I make it sound like writing stories is like rolling the dice. Perhaps it is. I’d like to think that the 44 year old version of myself can sort through ideas more quickly than the 24 year old version. The difference is that the 44 year old knows that the 24 year old has already written a great novella and knows he must must equal it in brilliance. When a 24 year old writes something, he has no idea about such things (In fact, the 24 year version of myself knew he was talented but still wondered sometimes whether this self-confidence was a sham). The 24 year old could write with absolutely no pressure.
Can writing talent make a story great? I am repeating the question for emphasis; I wonder a lot about these things, and I still don’t know the answer. Some ideas seem great from the beginning; and if you are competent enough, you can usually help the story to realize its greatness. Occasionally, I start a story not knowing if the dramatic action is interesting enough. I wrote a yarn (T.S.) two years ago with a far-fetched plot and an element of fantasy which might strike people as ridiculous. I wrote it more as a lark. But as I wrote it, I discovered new possibilities and new emotions. The story provided an outlet for literary flourishes and dramatic action. (I’ve received positive feedback from readers as well). I hesitate to call this story “great” (who really knows?) But there’s no doubt that my original estimation of the story was way off base. I never expected the final version to be as satisfying as it eventually was. I wonder: can a story be accidentally great?

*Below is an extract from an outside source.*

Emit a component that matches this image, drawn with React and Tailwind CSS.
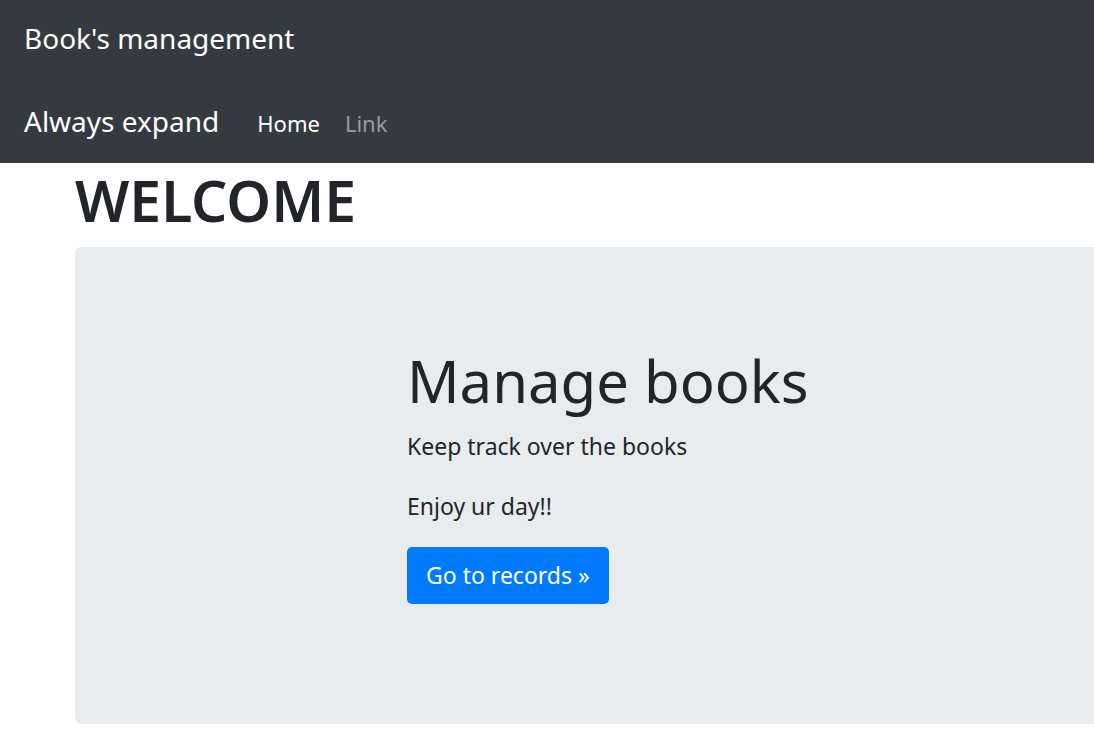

So I am happy to have finished a first draft; I am also excited. I write every story with high expectations. It is a sad fact that every writer believes his story a great one while writing it. Only later, with the passing of time does the writer eventually accept that the initial expectation was wildly optimistic, that the writer should just be content with the knowledge that the story has been written at all – great or otherwise.